The 2004 discoveries in an industrially less-developed part of India are projected to be on production by 2009. Large fast-tracked investments in infrastructure and oilfield development were significantly shaped by the early acquisition of a comprehensive SCAL dataset. The data helped to optimize the different waterflood designs chosen for the different fields (pattern floods vs. edge line drives, well spacings, vertical vs. horizontal wells, etc.) and to quantify the expected oil and water production profiles from these very high-quality intermediate- to weakly oil-wet reservoirs.
Background
The Mangala field was discovered in January 2004 (Reference 1) by the drilling of Mangala-1, which encountered a gross oil column of ~150m in the late-Palaeocene Fatehgarh sandstones of the rifted Tertiary Barmer Basin (Figure 1) of northwestern India.
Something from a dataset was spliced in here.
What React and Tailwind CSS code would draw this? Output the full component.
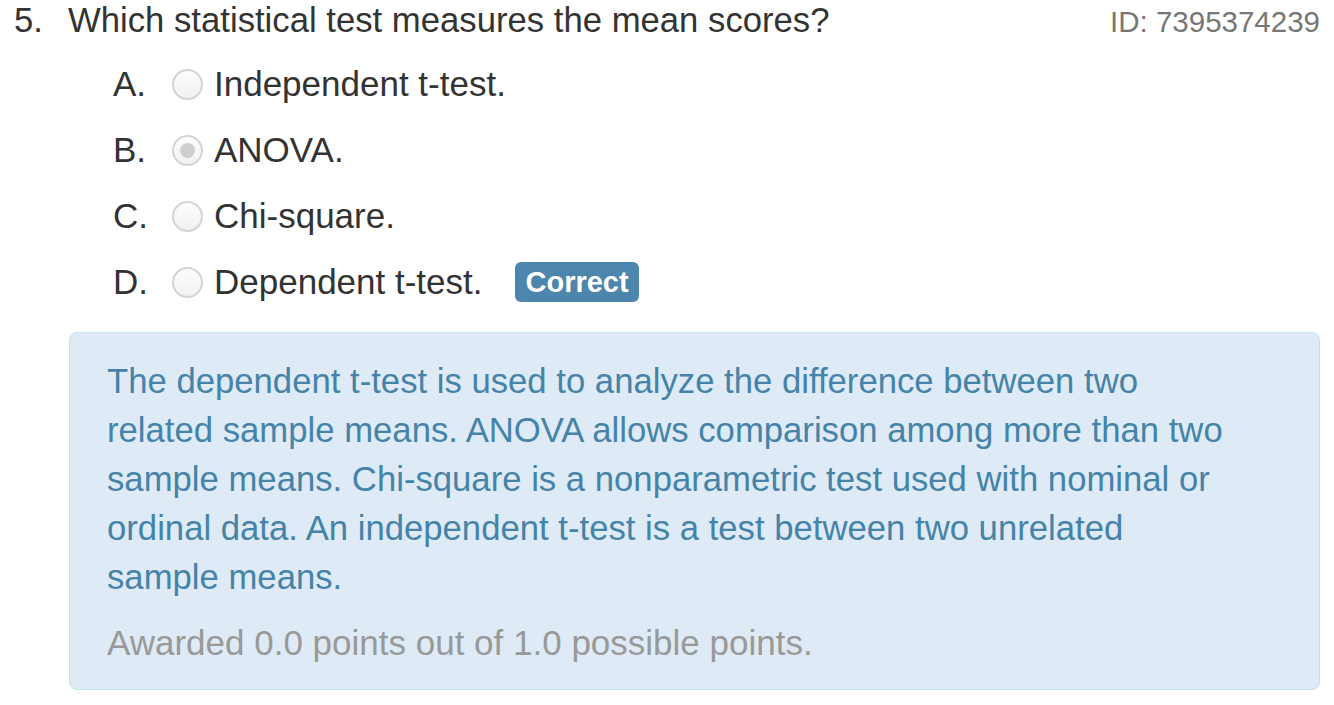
const options = [
  { letter: 'A.', text: 'Independent t-test.' },
  { letter: 'B.', text: 'ANOVA.', selected: true },
  { letter: 'C.', text: 'Chi-square.' },
  { letter: 'D.', text: 'Dependent t-test.', correct: true },
]

function Radio({ selected }) {
  return (
    <span className="inline-flex items-center justify-center w-[31px] h-[31px] rounded-full border-2 border-[#d4d4d4] bg-gradient-to-b from-[#fdfdfd] to-[#f1f1f1] shrink-0">
      {selected && <span className="w-[15px] h-[15px] rounded-full bg-[#cfcfcf]" />}
    </span>
  )
}

export default function App() {
  return (
    <div className="w-[1334px] h-[705px] bg-white px-[14px] text-[#333] font-['Liberation_Sans',Arial,sans-serif] overflow-hidden">
      <div className="flex justify-between items-baseline">
        <div className="flex text-[34.7px] leading-[40px]">
          <span className="w-[54px]">5.</span>
          <span>Which statistical test measures the mean scores?</span>
        </div>
        <div className="text-[29.5px] text-[#777]">ID: 7395374239</div>
      </div>

      <div className="flex flex-col pl-[99px] mt-[19px] gap-[24px]">
        {options.map((o) => (
          <div key={o.letter} className="flex items-center h-[42px] text-[35px] leading-[42px]">
            <span className="w-[59px]">{o.letter}</span>
            <Radio selected={o.selected} />
            <span className="ml-[11px]">{o.text}</span>
            {o.correct && (
              <span className="ml-[32px] pl-[11px] pr-[10px] h-[40px] inline-flex items-center rounded-[6px] bg-[#4c86ad] text-white font-bold text-[29px] leading-none">
                Correct
              </span>
            )}
          </div>
        ))}
      </div>

      <div className="ml-[55px] mt-[29px] rounded-[8px] border border-[#c2e2ee] bg-[#deebf6] pl-[37px] pr-[76px] pt-[24px] pb-[22px]">
        <p className="text-[34.7px] leading-[49px] text-[#4583a8]">
          The dependent t-test is used to analyze the difference between two related sample means. ANOVA allows comparison among more than two sample means. Chi-square is a nonparametric test used with nominal or ordinal data. An independent t-test is a test between two unrelated sample means.
        </p>
        <p className="mt-[16px] text-[35px] leading-[49px] text-[#999]">
          Awarded 0.0 points out of 1.0 possible points.
        </p>
      </div>
    </div>
  )
}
The Mangala oil is a paraffinic sweet crude averaging 27ºAPI gravity with viscosity of ~13cp. It also contains a thin biodegraded oil zone just above the oil-water contact (OWC) where the crude quality is lower at ~22ºAPI and ~50cp.
Figure 1: Location of the Barmer Basin, India.
Well test rates of more than 5,000 bopd from limited intervals with less than 200psi of drawdown confirmed the very high quality nature of the reservoir that was inferred from logs and cuttings. To date, Cairn has made twenty oil and gas discoveries in the basin, including the large Bhagyam and Aishwariya oilfields, with a total estimated 2P STOIIP of 3.6 billion BOE. A critical part of the ongoing field development planning was the acquisition of a comprehensive special core analyses (SCAL) data-set.